Il contraccolpo della crisi fu forse avvertito meno nel Lombardo-Veneto, dove le necessità finanziarie austriache comportarono la nascita di una politica di incoraggiamento delle industrie. Tuttavia, sia nel Lombardo-Veneto, sia negli altri Stati italiani i governi si limitarono a stabilire soltanto tariffe doganali altamente protezionistiche, volte a limitare le importazioni. L’incapacità di fronteggiare gli effetti della crisi portò i governi ad aggravare pesantemente le tasse indirette sui beni di consumo soprattutto negli Stati meridionali, proprio dove l’agitazione popolare e le cospirazioni settarie furono più intense, nonostante la repressione. Negli altri paesi l’opposizione cominciò a rafforzarsi soltanto verso gli anni trenta, quando la solidità del fronte conservatore europeo cominciava a incrinarsi.

La reazione fu dura in tutta la penisola a eccezione forse della Toscana, dove l’attività settaria era limitata. La reazione che colpì maggiormente l’attenzione internazionale fu forse quella attuata dagli austriaci in Lombardia, che dette l’avvio alla serie di misure repressive poi imitate anche dagli altri governi italiani. Fra il 1821 e il 1824 la rete delle cospirazioni venne letteralmente lacerata. Nello Stato pontificio, il nuovo papa Leone XII ordinò una massiccia operazione di polizia in Romagna, con più di cinquecento persone di tutte le classi sociali che furono incriminate, anche se le congiure carbonare non cessarono e si estesero per la prima volta anche a Roma.

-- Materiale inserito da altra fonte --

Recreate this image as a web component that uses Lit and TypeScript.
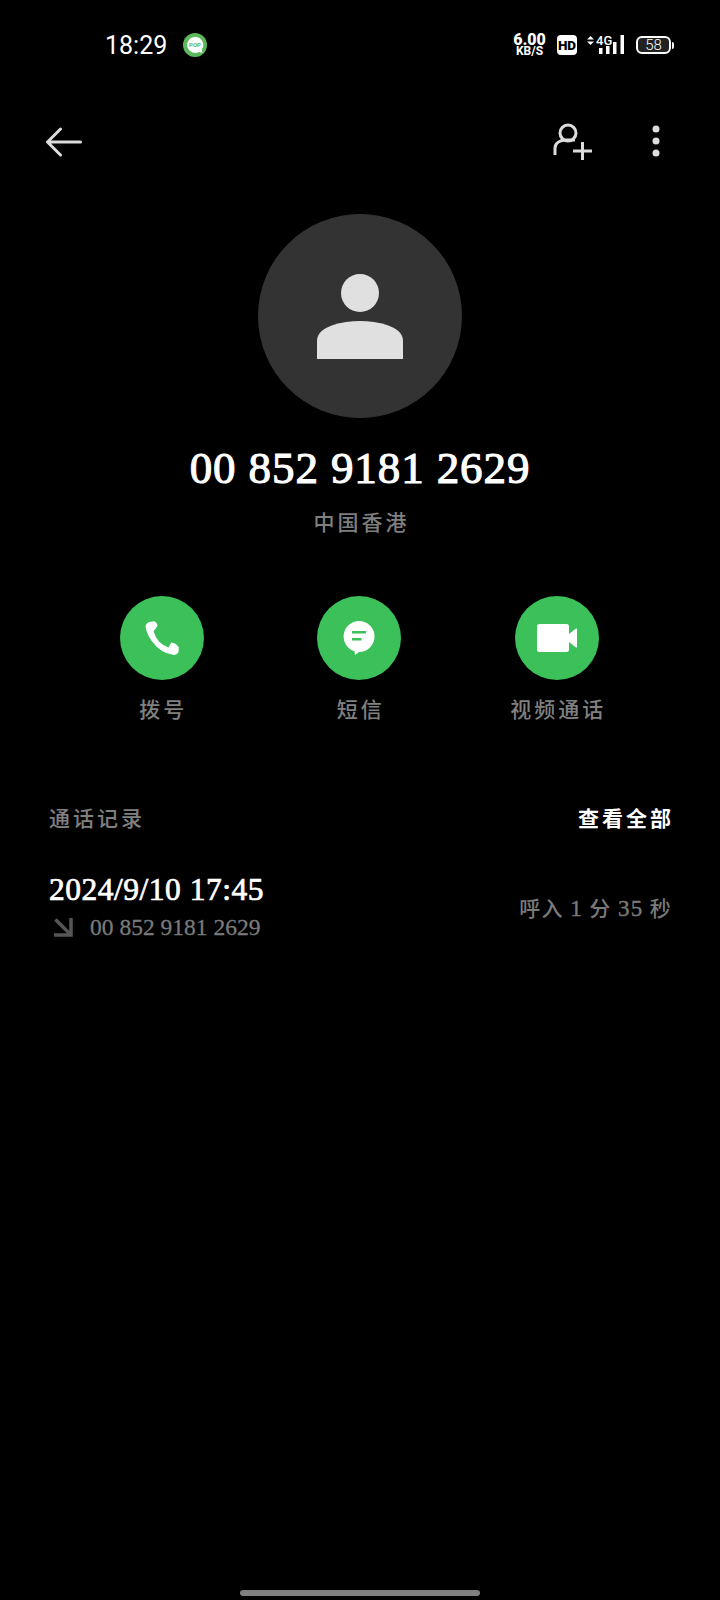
import { LitElement, css, html } from "lit";
import { customElement } from "lit/decorators.js";

@customElement("app-root")
export class AppRoot extends LitElement {
  static styles = css`
    :host {
      display: flex;
      flex-direction: column;
      width: 720px;
      height: 1600px;
      background: #000;
      color: #fff;
      font-family: "Liberation Serif", "Noto Sans CJK SC", serif;
      overflow: hidden;
    }

    svg {
      display: block;
      flex: none;
    }

    /* status bar */
    .status {
      display: flex;
      align-items: center;
      height: 90px;
      padding: 0 46px 0 105px;
      box-sizing: border-box;
      font-family: Roboto, sans-serif;
    }
    .time {
      font-size: 25px;
      font-weight: 400;
    }
    .pop {
      margin-left: 16px;
    }
    .status-right {
      display: flex;
      align-items: center;
      margin-left: auto;
    }
    .speed {
      display: flex;
      flex-direction: column;
      align-items: center;
      width: 35px;
      font-size: 12px;
      font-weight: 700;
      line-height: 11px;
    }
    .speed b {
      font-size: 16px;
      line-height: 12px;
    }
    .hd {
      width: 20px;
      height: 20px;
      margin-left: 10px;
      border-radius: 4px;
      background: #fff;
      color: #000;
      font-size: 13.500px;
      font-weight: 900;
      line-height: 20px;
      text-align: center;
    }
    .signal {
      margin-left: 10px;
    }
    .battery {
      display: flex;
      align-items: center;
      margin-left: 11px;
    }
    .battery-body {
      width: 31px;
      height: 14px;
      border: 2px solid #fff;
      border-radius: 6px;
      background: #222;
      font-size: 15px;
      font-weight: 300;
      line-height: 14px;
      text-align: center;
    }
    .battery-nub {
      width: 2px;
      height: 7px;
      margin-left: 1px;
      border-radius: 0 2px 2px 0;
      background: #fff;
    }

    /* top navigation */
    .nav {
      display: flex;
      align-items: center;
      height: 46px;
      margin-top: 28px;
      padding: 0 60px 0 45px;
    }
    .nav-back {
      margin-top: 2px;
    }
    .nav-right {
      display: flex;
      align-items: center;
      gap: 59px;
      margin-left: auto;
    }

    /* contact header */
    .avatar {
      display: flex;
      align-items: center;
      justify-content: center;
      width: 204px;
      height: 204px;
      margin: 50px auto 0;
      border-radius: 50%;
      background: #333;
    }
    .number {
      margin-top: 22px;
      font-size: 45px;
      line-height: 56px;
      letter-spacing: 0.9px;
      text-align: center;
      -webkit-text-stroke: 1.100px #fff;
    }
    .region {
      margin-top: 12px;
      padding-left: 3px;
      color: #7f7f7f;
      font-size: 21px;
      font-weight: 500;
      line-height: 30px;
      letter-spacing: 3px;
      text-align: center;
    }

    /* call / message / video actions */
    .actions {
      display: grid;
      grid-template-columns: repeat(3, 197.500px);
      margin-top: 58px;
      padding-left: 63px;
    }
    .action {
      display: flex;
      flex-direction: column;
      align-items: center;
      gap: 15px;
    }
    .circle {
      display: flex;
      align-items: center;
      justify-content: center;
      width: 84px;
      height: 84px;
      border-radius: 50%;
      background: #3cc05a;
    }
    .label {
      margin-right: -3px;
      color: #808080;
      font-size: 21px;
      font-weight: 500;
      line-height: 30px;
      letter-spacing: 3px;
    }

    /* call log */
    .log-head {
      display: flex;
      justify-content: space-between;
      margin-top: 79px;
      padding: 0 46px 0 49px;
      font-size: 21px;
      font-weight: 500;
      line-height: 30px;
      letter-spacing: 3px;
    }
    .log-title {
      color: #808080;
    }
    .log-all {
      font-weight: 700;
    }
    .log-row {
      display: flex;
      justify-content: space-between;
      margin-top: 36px;
      padding: 0 48px 0 49px;
    }
    .log-date {
      font-size: 31.500px;
      line-height: 40px;
      letter-spacing: 0.5px;
      -webkit-text-stroke: 0.7px #fff;
    }
    .log-sub {
      display: flex;
      align-items: center;
      margin-top: 2px;
      padding-left: 5px;
      color: #7a7a7a;
      font-size: 23.500px;
      line-height: 30px;
      -webkit-text-stroke: 0.3px #7a7a7a;
    }
    .log-sub svg {
      margin-right: 17px;
    }
    .log-meta {
      padding-top: 19px;
      color: #7a7a7a;
      font-size: 21px;
      font-weight: 500;
      line-height: 40px;
      letter-spacing: 1.200px;
    }
    .log-meta .num {
      font-size: 23px;
      -webkit-text-stroke: 0.4px #7a7a7a;
    }

    .home-bar {
      width: 240px;
      height: 6px;
      margin: auto auto 4px;
      border-radius: 3px;
      background: #808080;
    }
  `;

  private renderStatus() {
    return html`
      <div class="status">
        <span class="time">18:29</span>
        <svg class="pop" width="24" height="24" viewBox="0 0 24 24">
          <circle cx="12" cy="12" r="12" fill="#5cb85c" />
          <path d="M12 4a8 8 0 1 0 4 15l3.600.8-1-3A8 8 0 0 0 12 4z" fill="#fff" />
          <text x="12" y="14" text-anchor="middle" font-size="6" font-weight="700" fill="#5cb85c">POP</text>
        </svg>
        <div class="status-right">
          <div class="speed"><b>6.00</b><span>KB/S</span></div>
          <div class="hd">HD</div>
          <svg class="signal" width="38" height="26" viewBox="0 -3 38 26" fill="#fff">
            <path d="M3.500 1L7 4.500H0zM3.500 10L0 6.500H7z" />
            <text x="9" y="9.500" font-size="13" font-weight="500">4G</text>
            <rect x="12" y="13" width="3.500" height="6" />
            <rect x="19" y="11" width="3.500" height="8" />
            <rect x="26" y="7" width="3.500" height="12" />
            <rect x="33.500" y="0" width="3.500" height="19" />
          </svg>
          <div class="battery">
            <div class="battery-body">58</div>
            <div class="battery-nub"></div>
          </div>
        </div>
      </div>
    `;
  }

  private renderNav() {
    return html`
      <div class="nav">
        <svg class="nav-back" width="38" height="30" viewBox="0 0 38 30" fill="none" stroke="#dcdcdc" stroke-width="3" stroke-linecap="round" stroke-linejoin="round">
          <path d="M15.500 2L2.500 15L15.500 28M3 15H35.500" />
        </svg>
        <div class="nav-right">
          <svg width="40" height="38" viewBox="0 0 40 38" fill="none" stroke="#dcdcdc" stroke-width="3">
            <circle cx="15" cy="11" r="8" />
            <path d="M2 33V26C2 21 7 18 13 18H22" />
            <path d="M20 29H39M29.500 20V38" />
          </svg>
          <svg width="8" height="32" viewBox="0 0 8 32" fill="#dcdcdc">
            <circle cx="4" cy="4" r="3.500" />
            <circle cx="4" cy="16" r="3.500" />
            <circle cx="4" cy="28" r="3.500" />
          </svg>
        </div>
      </div>
    `;
  }

  render() {
    return html`
      ${this.renderStatus()} ${this.renderNav()}
      <div class="avatar">
        <svg width="86" height="85" viewBox="0 0 86 85" fill="#e0e0e0">
          <circle cx="43" cy="19" r="19" />
          <path d="M0 85V67C0 58 8 54 16 51C24 48.500 34 47 43 47C52 47 62 48.500 70 51C78 54 86 58 86 67V85z" />
        </svg>
      </div>
      <div class="number">00 852 9181 2629</div>
      <div class="region">中国香港</div>

      <div class="actions">
        <div class="action">
          <div class="circle">
            <svg width="34" height="34" viewBox="0 0 100 101" fill="#fff">
              <path d="M12 3L28 1Q36 6 37 14L25 31Q31 49 41 61Q53 73 69 79L78 64Q92 66 100 78L99 92Q95 101 85 101Q45 95 20 60Q2 35 1 14Q3 6 12 3Z" />
            </svg>
          </div>
          <span class="label">拨号</span>
        </div>
        <div class="action">
          <div class="circle">
            <svg width="32" height="34" viewBox="0 0 32 34">
              <path d="M16 0a15.500 15.500 0 1 1 0 31l-4 3-.5-3.700A15.500 15.500 0 0 1 16 0z" fill="#fff" />
              <path d="M9 10h14v2.500H9zM9 17h9.500v2.500H9z" fill="#3cc05a" />
            </svg>
          </div>
          <span class="label">短信</span>
        </div>
        <div class="action">
          <div class="circle">
            <svg width="40" height="28" viewBox="0 0 40 28" fill="#fff">
              <rect x="0" y="0" width="32" height="28" rx="2.500" />
              <path d="M32 10L39 4.500Q40 4 40 5.500V22.500Q40 24 39 23.500L32 18z" />
            </svg>
          </div>
          <span class="label">视频通话</span>
        </div>
      </div>

      <div class="log-head">
        <span class="log-title">通话记录</span>
        <span class="log-all">查看全部</span>
      </div>
      <div class="log-row">
        <div>
          <div class="log-date">2024/9/10 17:45</div>
          <div class="log-sub">
            <svg width="19" height="19" viewBox="0 0 19 19" fill="none" stroke="#555" stroke-width="3.500">
              <path d="M1.500 1.500L16 16M0 17H17V0" />
            </svg>
            00 852 9181 2629
          </div>
        </div>
        <div class="log-meta">呼入 <span class="num">1</span> 分 <span class="num">35</span> 秒</div>
      </div>
      <div class="home-bar"></div>
    `;
  }
}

Col perdurare delle persecuzioni di polizia si accentuarono gli aspetti più negativi dei governi restaurati. Assolutismo fu sinonimo di accentramento di tutti i poteri nelle mani del solo sovrano, che fu pervaso da un sentimento di sospetto costante perpetrato nei confronti di tutti i suoi collaboratori. In Piemonte innumerevoli furono le epurazioni che ebbero luogo in seno all’amministrazione. Nel regno delle Due Sicilie, l’unione amministrativa fra le due parti venne mantenuta, nonostante lo stesso Metternich vi si opponesse, e i sospetti di Ferdinando verso i collaboratori lo condussero a opporsi alla richiesta di Metternich di creare due corpi con funzioni consultive; anzi, giunse persino a dividere l’autorità fra il segretario di Stato e i consiglieri di Stato per evitare che si verificasse un nuovo “dispotismo ministeriale” simile a quello esercitato da Medici nei primi anni della Restaurazione. La pressione clericale si diffuse ovunque. Sotto Leone XII gli Ebrei degli Stati pontifici furono ricacciati nel ghetto, e la censura ecclesiastica come il monopolio dell’istruzione in mano ai Gesuiti divennero caratteristiche comuni a tutti gli Stati italiani.

In questo ambiente autoritario, clericale e repressivo i patrioti italiani persero il loro primitivo ottimismo e volsero le loro speranze all’Europa. L’opposizione ai governi italiani rinacque fuori d’Italia, dove partecipò a quel più consapevole movimento d’opposizione internazionale che si identificava con la causa del progresso europeo.